Golf Courses: All You need to Know

Golf Courses: All You need to Know

A golf course is the grounds where golf is played. Each golf course is made up of a series of holes, mostly 18. Each hole has five major elements. These are:

          The tee box or teeing ground

          The fairway

          The green

          The rough



Each hole on a golf course has a par which is the standard score for each hole. The par is determined by the length of the hole from the tee to the putting green. Each hole is assigned a number of shots it should take to complete the hole. Each hole is rated as a par-3, par-4 or par-5. The course par is the sum of the pars of each hole.


The Parts of a Hole


Tee Box or Teeing Ground

The tee box or teeing ground is where play for each hole begins. This area has a flat surface to allow golfers a clean tee shot.


The Fairway

The fairway is the neatly maintained grass that runs between the tee box and the green. Usually spanning anywhere from 30 to 50 metres in length, the fairway is the ideal landing area for shots off the tee. Fairways are always included on holes with a par-3 or par-4.


The Green

The green is the smooth grassy area at the end of the fairway prepared for putting. Each green has a flagstick (pin) and a hole (cup). The grass on a green is cut short enough to allow the ball to roll easily when a golfer is putting. The green has slightly longer grass on its edges called the fringe. Players need to learn to ‘read’ the green as the condition of the grass can determine how the ball will roll towards the hole. If the green is firm and dry then the ball will roll quickly, if the green is wet then the ball will roll slowly.


The Rough

The rough borders the fairway and has taller, coarser grass. A rough can also contain plants and other vegetation that makes hitting the ball a lot more difficult. Playing the ball out of the rough can make play unpredictable and challenging. It’s advisable to keep your golf ball out of the rough!
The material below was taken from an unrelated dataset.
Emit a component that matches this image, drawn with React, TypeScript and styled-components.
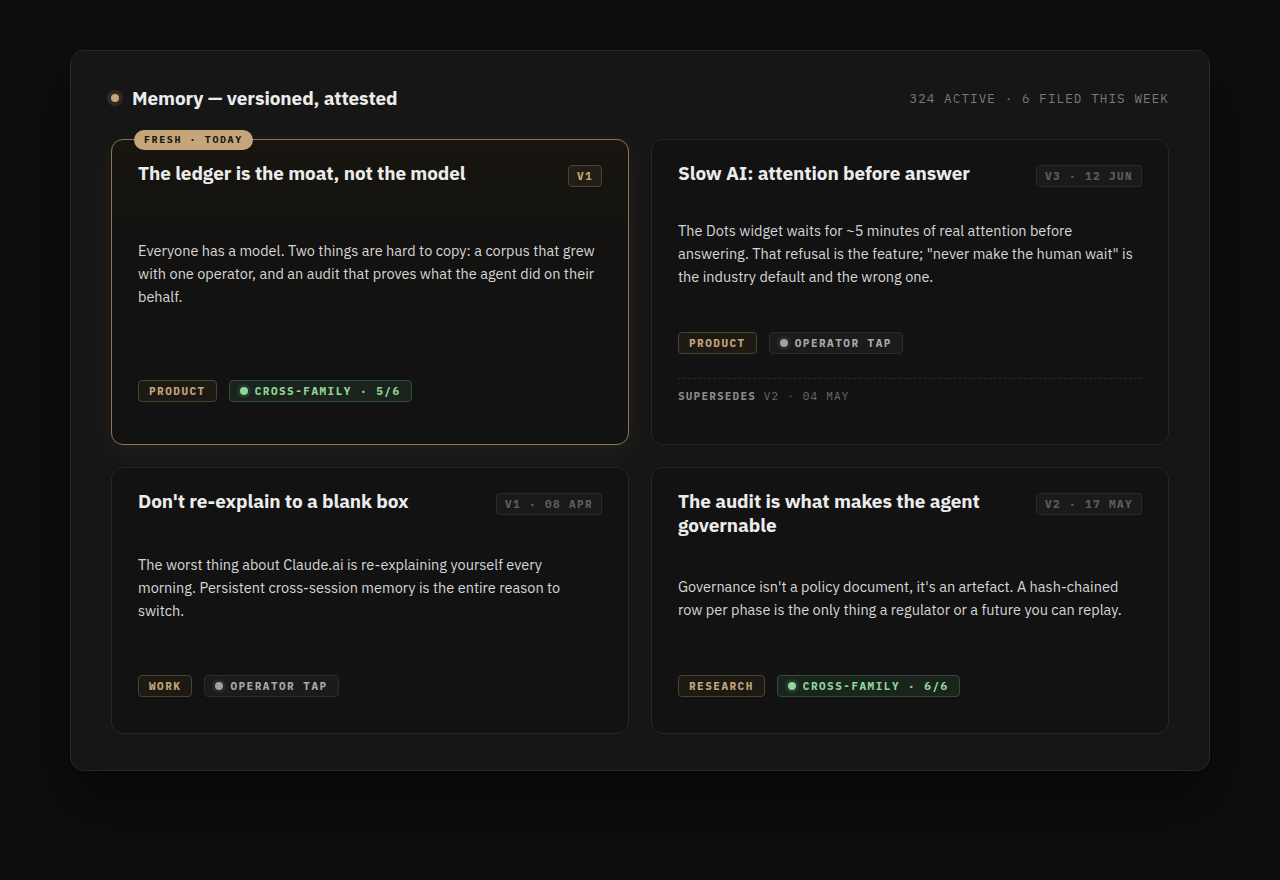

Hazards are anything on the golf course that can interfere with a player’s game and be hazardous to their score. The two types of hazards are bunkers and water.


Bunkers are concave areas on the golf course containing sand. They line the fairway or surround the putting green.

Water hazards include lakes, ponds, rivers, creeks and in some cases the ocean where a course is on the coast.


Other Information

While the holes are the most important part of the golf course, most golf courses will also have a pro shop or bar area (commonly referred to as the 19th hole!) on the grounds.


Other interesting facts about golf courses

There are nearly 40,000 golf courses in the world. Australia has just over 1,600 golf courses.


The first golf course was The Old Course at St Andrews in Scotland. Considered the oldest golf course in the world, it is commonly known as ‘The Home of Golf.’


A specialty within landscape design or landscape architecture, golf course architecture is actually considered a separate field of study. Professional golfers such as Jack Nicklaus also feature among golf course designers.